= Samuel Hayman =

Church of Ireland clergyman and writer

Samuel Hayman (27 July 1818 – 15 December 1886) was a Church of Ireland minister, and an antiquarian.

==Life==
Hayman was the eldest son of Matthew Hayman of South Abbey, Youghal, County Cork, and his wife Helen, third daughter of Arundel Hill of Doneraile in the same county. Four members of the Hayman family had been mayors of Youghal in the 18th century; the Haymans had come to Ireland in 1629 and claimed a Norman ancestry. Samuel was educated in the town, and afterwards in Clonmel from the Rev Robert Bell; he entered Trinity College, Dublin in 1835, and graduated B.A. in 1839. He was ordained as deacon in the Church of Ireland in 1841, and to the priesthood in 1842.

He was curate of Glanworth to 1847, of Glanmire to 1849, and of Youghal to 1863. He was collated in 1863 to the rectory of Ardnageehy, and in 1867 to that of Doneraile, where he remained until 1872, when, under the new arrangements of the church of Ireland, he was elected to the rectory of Carrigaline, with the chapelry of Douglas annexed. In 1875 Douglas was constituted a separate benefice, and he took charge of it. During his incumbency he effected great improvements in the parish, including the restoration of the dilapidated St Luke's Church. Hayman was also a canon of Cork.

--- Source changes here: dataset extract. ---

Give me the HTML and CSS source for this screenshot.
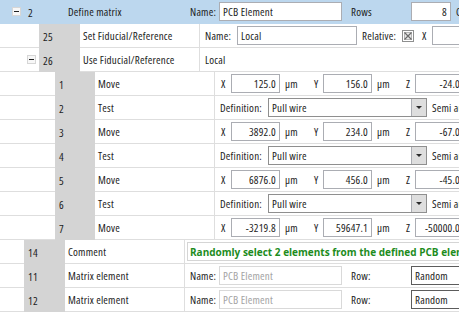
FILE: index.html
```html
<!DOCTYPE html>
<html>
  <head>
    <title>Sequence Editor</title>
    <link rel="stylesheet" href="styles.css">
  </head>
  <body>
    <div class="tree">
      <!-- Define matrix (selected) -->
      <div class="row lvl1 sel">
        <span class="indent"><span class="exp"></span></span>
        <span class="num">2</span>
        <span class="name">Define matrix</span>
        <div class="edit">
          <span class="lbl l-name1">Name:</span>
          <span class="tb w-name1">PCB Element</span>
          <span class="lbl l-rows">Rows</span>
          <span class="tb num-r w-rows">8</span>
          <span class="lbl l-cols">Columns</span>
        </div>
      </div>

      <div class="row lvl2">
        <span class="indent"></span>
        <span class="num">25</span>
        <span class="name">Set Fiducial/Reference</span>
        <div class="edit">
          <span class="lbl l-name2">Name:</span>
          <span class="tb w-name2">Local</span>
          <span class="lbl l-rel">Relative:</span>
          <svg class="chk" width="12" height="12" viewBox="0 0 12 12">
            <rect x="0.5" y="0.5" width="11" height="11" fill="#fff" stroke="#8e8f8f"/>
            <rect x="2.5" y="2.5" width="7" height="7" fill="#e9e9e9" stroke="#b5b5b5"/>
            <path d="M2.5 2.5 L9.5 9.5 M9.5 2.5 L2.5 9.5" stroke="#6b6b6b" stroke-width="1.2"/>
          </svg>
          <span class="lbl l-axis">X</span>
          <span class="tb num-r w-coord">25.0</span>
        </div>
      </div>

      <div class="row lvl2">
        <span class="indent"><span class="exp"></span></span>
        <span class="num">26</span>
        <span class="name">Use Fiducial/Reference</span>
        <div class="edit">
          <span class="lbl l-plain">Local</span>
        </div>
      </div>

      <div class="row lvl3">
        <span class="indent"></span>
        <span class="num">1</span>
        <span class="name">Move</span>
        <div class="edit">
          <span class="lbl l-x">X</span>
          <span class="tb num-r w-coord">125.0</span>
          <span class="lbl l-unit">µm</span>
          <span class="lbl l-y">Y</span>
          <span class="tb num-r w-coord">156.0</span>
          <span class="lbl l-unit">µm</span>
          <span class="lbl l-y">Z</span>
          <span class="tb num-r w-coord">-24.0</span>
        </div>
      </div>

      <div class="row lvl3">
        <span class="indent"></span>
        <span class="num">2</span>
        <span class="name">Test</span>
        <div class="edit">
          <span class="lbl l-def">Definition:</span>
          <span class="cb"><span class="cb-text">Pull wire</span><span class="cb-btn"></span></span>
          <span class="lbl l-semi">Semi automatic</span>
        </div>
      </div>

      <div class="row lvl3">
        <span class="indent"></span>
        <span class="num">3</span>
        <span class="name">Move</span>
        <div class="edit">
          <span class="lbl l-x">X</span>
          <span class="tb num-r w-coord">3892.0</span>
          <span class="lbl l-unit">µm</span>
          <span class="lbl l-y">Y</span>
          <span class="tb num-r w-coord">234.0</span>
          <span class="lbl l-unit">µm</span>
          <span class="lbl l-y">Z</span>
          <span class="tb num-r w-coord">-67.0</span>
        </div>
      </div>

      <div class="row lvl3">
        <span class="indent"></span>
        <span class="num">4</span>
        <span class="name">Test</span>
        <div class="edit">
          <span class="lbl l-def">Definition:</span>
          <span class="cb"><span class="cb-text">Pull wire</span><span class="cb-btn"></span></span>
          <span class="lbl l-semi">Semi automatic</span>
        </div>
      </div>

      <div class="row lvl3">
        <span class="indent"></span>
        <span class="num">5</span>
        <span class="name">Move</span>
        <div class="edit">
          <span class="lbl l-x">X</span>
          <span class="tb num-r w-coord">6876.0</span>
          <span class="lbl l-unit">µm</span>
          <span class="lbl l-y">Y</span>
          <span class="tb num-r w-coord">456.0</span>
          <span class="lbl l-unit">µm</span>
          <span class="lbl l-y">Z</span>
          <span class="tb num-r w-coord">-45.0</span>
        </div>
      </div>

      <div class="row lvl3">
        <span class="indent"></span>
        <span class="num">6</span>
        <span class="name">Test</span>
        <div class="edit">
          <span class="lbl l-def">Definition:</span>
          <span class="cb"><span class="cb-text">Pull wire</span><span class="cb-btn"></span></span>
          <span class="lbl l-semi">Semi automatic</span>
        </div>
      </div>

      <div class="row lvl3">
        <span class="indent"></span>
        <span class="num">7</span>
        <span class="name">Move</span>
        <div class="edit">
          <span class="lbl l-x">X</span>
          <span class="tb num-r w-coord">-3219.8</span>
          <span class="lbl l-unit">µm</span>
          <span class="lbl l-y">Y</span>
          <span class="tb num-r w-coord">59647.1</span>
          <span class="lbl l-unit">µm</span>
          <span class="lbl l-y">Z</span>
          <span class="tb num-r w-coord">-50000.0</span>
        </div>
      </div>

      <div class="row lvl1">
        <span class="indent"></span>
        <span class="num">14</span>
        <span class="name">Comment</span>
        <div class="edit">
          <span class="comment">Randomly select 2 elements from the defined PCB elements</span>
        </div>
      </div>

      <div class="row lvl1">
        <span class="indent"></span>
        <span class="num">11</span>
        <span class="name">Matrix element</span>
        <div class="edit">
          <span class="lbl l-name1">Name:</span>
          <span class="tb off w-name1">PCB Element</span>
          <span class="lbl l-rows">Row:</span>
          <span class="tb dark w-rand">Random</span>
        </div>
      </div>

      <div class="row lvl1">
        <span class="indent"></span>
        <span class="num">12</span>
        <span class="name">Matrix element</span>
        <div class="edit">
          <span class="lbl l-name1">Name:</span>
          <span class="tb off w-name1">PCB Element</span>
          <span class="lbl l-rows">Row:</span>
          <span class="tb dark w-rand">Random</span>
        </div>
      </div>
    </div>
  </body>
</html>
```

FILE: styles.css
```css
* {
  box-sizing: border-box;
}

body {
  margin: 0;
  background: #ffffff;
  font-family: "Open Sans", "Noto Sans", sans-serif;
  font-size: 11px;
  font-stretch: condensed;
  letter-spacing: 0.2px;
  color: #1b1b1b;
  overflow: hidden;
}

.tree {
  width: 459px;
  height: 312px;
  overflow: hidden;
}

/* one line of the tree */
.row {
  display: flex;
  height: 24px;
  white-space: nowrap;
}

.row > .indent,
.row > .name,
.row > .edit {
  border-bottom: 1px solid #dedede;
}

.indent {
  flex: none;
  display: flex;
  align-items: center;
  justify-content: flex-end;
}

.lvl1 .indent { width: 24px; }
.lvl2 .indent { width: 39px; }
.lvl3 .indent { width: 55px; }

/* expander box with minus */
.exp {
  position: relative;
  width: 9px;
  height: 9px;
  margin-right: 3px;
  border: 1px solid #d6d6d6;
  background: #f7f7f7;
}

.exp::after {
  content: "";
  position: absolute;
  left: 1px;
  top: 3px;
  width: 5px;
  height: 1px;
  background: #222;
}

.num {
  flex: none;
  width: 41px;
  padding-left: 4px;
  background: #d4d4d4;
  display: flex;
  align-items: center;
}

.lvl3 .num { width: 40px; }

.name {
  flex: none;
  width: 120px;
  padding-left: 3px;
  border-right: 1px solid #dedede;
  display: flex;
  align-items: center;
}

.edit {
  flex: 1;
  display: flex;
  align-items: center;
  overflow: hidden;
}

/* selected row */
.sel {
  background: #bcd7ee;
}

.sel .num {
  background: #bcd7ee;
}

.sel > .indent,
.sel > .name,
.sel > .edit {
  border-color: #bcd7ee;
}

/* labels inside the editor column */
.lbl {
  flex: none;
}

.l-name1 { width: 34px; padding-left: 5px; }
.l-name2 { width: 37px; padding-left: 5px; }
.l-rows { width: 69px; padding-left: 9px; }
.l-cols { padding-left: 5px; }
.l-rel { width: 45px; padding-left: 5px; }
.l-axis { width: 18px; padding-left: 8px; }
.l-plain { padding-left: 5px; }
.l-x { width: 16px; padding-left: 6px; }
.l-unit { width: 26px; padding-left: 5px; }
.l-y { width: 17px; padding-left: 8px; }
.l-def { width: 53px; padding-left: 5px; }
.l-semi { padding-left: 5px; }

/* text boxes */
.tb {
  flex: none;
  height: 19px;
  padding: 0 3px;
  border: 1px solid #abadb3;
  background: #ffffff;
  display: flex;
  align-items: center;
  overflow: hidden;
}

.num-r {
  justify-content: flex-end;
}

.tb.off {
  color: #a3a3a3;
  border-color: #d9d9d9;
}

.tb.dark {
  border-color: #5c5c5c;
}

.w-name1 { width: 123px; }
.w-name2 { width: 120px; }
.w-rows { width: 40px; }
.w-coord { width: 49px; }
.w-rand { width: 70px; }

.chk {
  flex: none;
}

/* combo box */
.cb {
  flex: none;
  width: 159px;
  height: 19px;
  border: 1px solid #8f8f8f;
  background: #ffffff;
  display: flex;
}

.cb-text {
  flex: 1;
  padding-left: 3px;
  display: flex;
  align-items: center;
}

.cb-btn {
  width: 15px;
  border-left: 1px solid #abadb3;
  background: #dedede;
  display: flex;
  align-items: center;
  justify-content: center;
}

.cb-btn::after {
  content: "";
  border-left: 3px solid transparent;
  border-right: 3px solid transparent;
  border-top: 3px solid #2b2b2b;
}

/* comment line */
.comment {
  flex: none;
  height: 19px;
  margin-left: 2px;
  padding-left: 2px;
  padding-right: 4px;
  border: 1px solid #d5d5d5;
  color: #1d8c1d;
  font-size: 10px;
  font-weight: bold;
  font-stretch: normal;
  letter-spacing: 0;
  display: flex;
  align-items: center;
}
```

On 26 September 1854 he married, at St Anne's, Belfast, Emily, daughter of the Rev Mark Cassidy, chancellor of Kilfenora, County Clare, and perpetual curate of Newtownards, County Down; they had one child. Hayman died at Douglas rectory on 15 December 1886, and was buried in the adjacent churchyard.

==Works==
Hayman contributed articles, in prose and verse, to The Dublin University Magazine, The Christian Examiner, The Church of England Magazine, The Gentleman's Magazine, The Journal of the Royal Historical and Archæological Association of Ireland, The Topographer and Genealogist, and The Patrician; the fifth volume of The Patrician was inscribed by its editor, Sir Bernard Burke, "to the Rev Samuel Hayman, one of the ablest contributors, and a constant coadjutor in the author's genealogical works".

Besides several separate sermons and lectures, Hayman was author of the following:

1. Annals of Youghal, 1848.
2. Account of the Present State of Youghal Church, including Memorials of the Boyles, the College, and Sir Walter Raleigh's House, 1850.
3. Annals of Youghal, 2nd series 1851.
4. Handbook for Youghal, with Annals of the Town, 3rd series 1852.
5. Notes and Records of the Ancient Religious Foundations at Youghal and its Vicinity, 1854; new editions 1855 and 1859.
6. New Handbook for Youghal, with Annals of the Town, 4th series 1858.
7. Guide to Youghal, Ardmore, and the Blackwater, with Map and Illustrations, 1860.
8. Sketch of the Blackwater from Youghal to Fermoy, 1860.
9. Illustrated Guide to St. Mary's Collegiate Church and the other Ancient Religious Foundations at Youghal, 1861.
10. Illustrated Guide to the Blackwater and Ardmore, 1861.
11. Memorials of the Ancient Religious Foundations at Youghal and its Vicinity, 1863.
12. Guide to St. Mary's Collegiate Church, Youghal, 1865; new edition 1869.
13. About Footsteps, in twelve chapters, 1869.
14. Looking Upward, a Country Pastor's Reveries, 1871.
15. Papers from a Parsonage, 1872.
16. Passages from a Commonplace Book, 1873.
17. Criteria; or the Divine Examen, 1873.
18. Ministrations; or Feeding the Flock of God, 1875.

He also edited Unpublished Geraldine Documents (which he contributed to The Journal of the Royal Historical and Archæological Association of Ireland), four parts, 1870–81.